Step 1 · Correlation Analysis
Is there a relationship?
r = 0.89, strong positive correlation
Step 2 · Regression Analysis
How large is the effect?
Each NT$10,000 brings NT$42,000 in sales
Step 3 · Hypothesis Testing
Is the result credible?
p = 0.0003, statistically significant
🚀
Business decision:All three statistical results support increasing the advertising budget. With an ROI of about 4.2x and strong statistical significance, the marketing team should increase Google Ads spending and continue updating the model over time.
⚠️
Caution:Statistical significance does not automatically mean the business should act. The final budget decision should still consider ad cost, market saturation, and the opportunity cost of other marketing channels.

Three Rules for Analysis

Put these principles into every data analysis and business decision checklist.

01 | Correlation ≠ Causation Correlation analysis only shows that variables move together.

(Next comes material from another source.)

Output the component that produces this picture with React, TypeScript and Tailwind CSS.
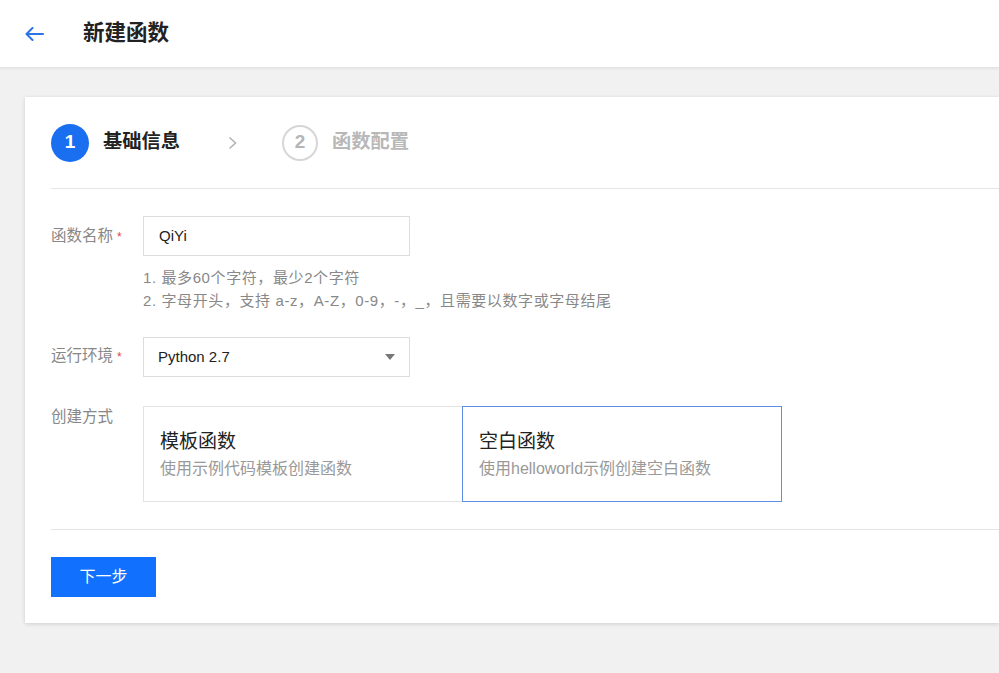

Causal claims require experimental design or more rigorous research.
02 | Look at the Plot Before the Numbers Inspect residual plots and data distributions before interpreting R² and p-values, so a single number does not mislead the model assessment.
03 | Significant ≠ Important Statistical significance is only a threshold. Use a substantive hypothesis to evaluate effect size, cost-effectiveness, and strategic value.